だからこそ、そのロックな曲調やテーマと合わせて国内外で凄まじい人気を誇っているのではないでしょうか。
「PSYCHEDELIC VIOLENCE , CRIME OF VISUAL SHOCK」
歩み続ける暴力と罪にまみれた美しき世界
I'm walking in the rain
行くあてもなく 傷ついた体濡らし
絡みつく凍りのざわめき
殺し続けて 彷徨う いつまでも
Until I can forget your love
出典: ENDLESS RAIN/作詞:YOSHIKI 作曲:YOSHIKI
「PSYCHEDELIC VIOLENCE , CRIME OF VISUAL SHOCK」
『BLUE BLOOD』のジャケットにも描かれている初期のX JAPANのメインテーマです。
華やかで美しい世界は暴力と罪によって流された血液にまみれている。
YOSHIKI、そしてX JAPANのメンバーは退廃的な世界を生きてきました。
そんな彼らは新天地を求めてメジャーレーベルとの契約を決意したのです。
そこで彼らはシビアで、退屈な現実の世界と対峙する必要がありました。
清潔で安全なシステムに飼いならされてはいけない。
そう考えたYOSHIKIはより一層の刺激を自らの肉体に課していったのです。
以下の英詞部分の和訳を見てみましょう。
“俺は雨の中を歩んでいる~君の愛を忘れることができるまで...”
自らの感じる衝動を貫き通すためには愛する人への想いを断ち切る必要さえもあったのです。
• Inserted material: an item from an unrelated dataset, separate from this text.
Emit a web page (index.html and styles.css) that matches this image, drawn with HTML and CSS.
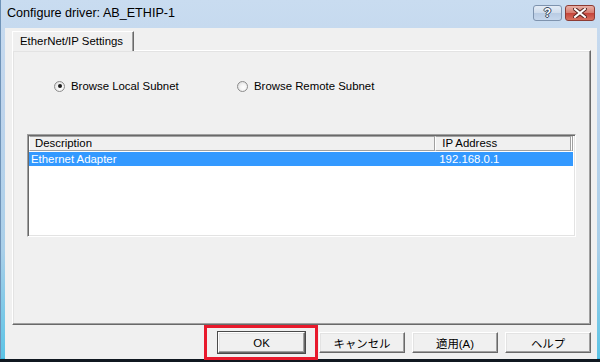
FILE: index.html
```html
<!DOCTYPE html>
<html lang="ja">
<head>
    <meta charset="UTF-8">
    <title>Configure driver: AB_ETHIP-1</title>
    <link rel="stylesheet" href="styles.css">
</head>
<body>
<div class="window">
    <div class="titlebar">
        <span class="title">Configure driver: AB_ETHIP-1</span>
        <div class="caption-buttons">
            <div class="cap-btn help">?</div>
            <div class="cap-btn close">
                <svg width="14" height="10" viewBox="0 0 14 10">
                    <path d="M2 1 L12 9 M12 1 L2 9" stroke="#5a2520" stroke-width="4" stroke-linecap="square"/>
                    <path d="M2 1 L12 9 M12 1 L2 9" stroke="#ffffff" stroke-width="2" stroke-linecap="square"/>
                </svg>
            </div>
        </div>
    </div>

    <div class="client">
        <div class="tabs">
            <div class="tab">EtherNet/IP Settings</div>
        </div>

        <div class="panel">
            <div class="radios">
                <label class="radio first"><span class="radio-mark checked"></span>Browse Local Subnet</label>
                <label class="radio"><span class="radio-mark"></span>Browse Remote Subnet</label>
            </div>

            <div class="listview">
                <div class="lv-header">
                    <div class="col desc">Description</div>
                    <div class="col ip">IP Address</div>
                    <div class="col filler"></div>
                </div>
                <div class="lv-row selected">
                    <div class="col desc">Ethernet Adapter</div>
                    <div class="col ip">192.168.0.1</div>
                </div>
            </div>
        </div>

        <div class="button-row">
            <div class="highlight">
                <div class="btn">OK</div>
            </div>
            <div class="btn">キャンセル</div>
            <div class="btn">適用(A)</div>
            <div class="btn">ヘルプ</div>
        </div>
    </div>
</div>
</body>
</html>
```

FILE: styles.css
```css
body {
    margin: 0;
    width: 600px;
    height: 362px;
    overflow: hidden;
    background: #101820;
    font-family: "Liberation Sans", Arial, "Noto Sans CJK JP", sans-serif;
    font-size: 11.4px;
    color: #000;
}
.window {
    height: 359px;
    padding: 0 4px 1px 4px;
    background: linear-gradient(to bottom, #c9dcf0 0, #bed4ec 30%, #a9cfe9 70%, #5cc4e6 100%);
    box-sizing: border-box;
    border-left: 1px solid #6f93b8;
    border-bottom: 1px solid #3fb6de;
}
.titlebar {
    height: 28px;
    display: flex;
    align-items: flex-start;
    justify-content: space-between;
}
.title {
    font-size: 12.6px;
    margin-top: 6px;
    margin-left: 2px;
}
.caption-buttons {
    display: flex;
    gap: 3px;
    margin-top: 5px;
    margin-right: 1px;
}
.cap-btn {
    height: 14px;
    border-radius: 3px;
    display: flex;
    align-items: center;
    justify-content: center;
}
.help {
    width: 27px;
    border: 1px solid #7e93ae;
    background: linear-gradient(to bottom, #e4ecf6 0, #cfdcec 50%, #b8cbe3 51%, #c6d7ec 100%);
    color: #fff;
    font-weight: bold;
    font-size: 12px;
    text-shadow: 0 0 1px #2f3f55, 1px 0 0 #3a4a60, -1px 0 0 #3a4a60, 0 1px 0 #3a4a60, 0 -1px 0 #3a4a60;
}
.close {
    width: 28px;
    border: 1px solid #8d3b33;
    background: linear-gradient(to bottom, #e8b0a7 0, #d67b6e 50%, #c5443a 51%, #d7705f 100%);
}
.client {
    width: 592px;
    height: 331px;
    background: #f0f0f0;
    padding: 3px 6px 0 7px;
    box-sizing: border-box;
}
.tabs {
    display: flex;
    height: 19px;
}
.tab {
    width: 122px;
    border-top: 1px solid #fff;
    border-left: 1px solid #fff;
    border-right: 1px solid #696969;
    box-shadow: inset -1px 0 #a0a0a0;
    padding: 3px 0 0 7px;
    box-sizing: border-box;
    white-space: nowrap;
    position: relative;
    z-index: 1;
    background: #f0f0f0;
    margin-bottom: -1px;
    height: 20px;
}
.panel {
    height: 275px;
    border-top: 1px solid #fff;
    border-left: 1px solid #fff;
    border-right: 1px solid #696969;
    border-bottom: 1px solid #696969;
    box-shadow: inset -1px -1px #a0a0a0, inset 1px 1px #e3e3e3;
    box-sizing: border-box;
    padding: 29px 14px 0 14px;
}
.radios {
    display: flex;
    align-items: center;
    height: 12px;
    padding-left: 27px;
}
.radio {
    display: flex;
    align-items: center;
    gap: 6px;
    white-space: nowrap;
}
.radio.first {
    width: 183px;
}
.radio-mark {
    width: 11px;
    height: 11px;
    border: 1px solid #8c8c8c;
    border-radius: 50%;
    box-sizing: border-box;
    background: radial-gradient(circle at 60% 60%, #ffffff 0, #f4f4f4 40%, #d3d3d3 100%);
    display: flex;
    align-items: center;
    justify-content: center;
}
.radio-mark.checked::after {
    content: "";
    width: 4px;
    height: 4px;
    border-radius: 50%;
    background: #1c1c1c;
}
.listview {
    margin-top: 42px;
    width: 549px;
    height: 103px;
    border-top: 1px solid #a0a0a0;
    border-left: 1px solid #a0a0a0;
    border-right: 1px solid #fff;
    border-bottom: 1px solid #fff;
    box-shadow: inset 1px 1px #696969, inset -1px -1px #e3e3e3;
    background: #fff;
    box-sizing: border-box;
    padding: 1px 2px 1px 1px;
}
.lv-header {
    display: flex;
    height: 15px;
}
.lv-header .col {
    height: 15px;
    box-sizing: border-box;
    border: 1px solid #a0a0a0;
    border-left-color: #fff;
    border-top-color: #a0a0a0;
    background: #f0f0f0;
    line-height: 13px;
}
.col.desc {
    width: 407px;
    padding-left: 5px;
}
.col.ip {
    width: 136px;
    padding-left: 6px;
}
.lv-header .col.filler {
    flex: 1;
    padding: 0;
}
.lv-row {
    display: flex;
    height: 14px;
    line-height: 14px;
    margin-top: 1px;
}
.lv-row .col.desc {
    padding-left: 2px;
}
.lv-row .col.ip {
    padding-left: 8px;
}
.lv-row.selected {
    background: #3399ff;
    color: #fff;
}
.button-row {
    display: flex;
    justify-content: flex-end;
    align-items: flex-start;
}
.highlight {
    border: 3px solid #e8192c;
    padding: 4px 10px 4px 11px;
    margin-right: 1px;
}
.button-row > .btn {
    margin-top: 7px;
    margin-left: 7px;
}
.button-row > .highlight + .btn {
    margin-left: 0;
}
.btn {
    width: 86px;
    height: 21px;
    box-sizing: border-box;
    border-top: 1px solid #fff;
    border-left: 1px solid #fff;
    border-right: 1px solid #696969;
    border-bottom: 1px solid #696969;
    box-shadow: inset -1px -1px #a0a0a0, inset 1px 1px #e3e3e3;
    background: #f0f0f0;
    display: flex;
    align-items: center;
    justify-content: center;
}
.highlight .btn {
    width: 87px;
    outline: 1px solid #4a4a4a;
    outline-offset: 0;
}
```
ここで「雨」が単なる比喩表現ではなく、現実世界にX-JAPANを襲った困難という具体的なものであることが分かります。
それが分かるのは1行目” I'm walking~”であり、ここでtheという定冠詞を用いて雨を具体化しているのです。
英文法の話ですが、定冠詞theの意味はidentification、即ち「特定の事物を共通に理解出来る」にあります。
主人公達に降り注いでいる雨とは理不尽でどうしようもなく、しかし同時に美しいこの世界で起こる現実の試練です。
ここで具体化することによって聞き手に雨が何なのかを想像させ、次への興味を喚起させる役割を果たしています。
冒頭で示された「終わらない雨」の中身がここで具体化されることで、歌の物語は次の段階へ進むのです。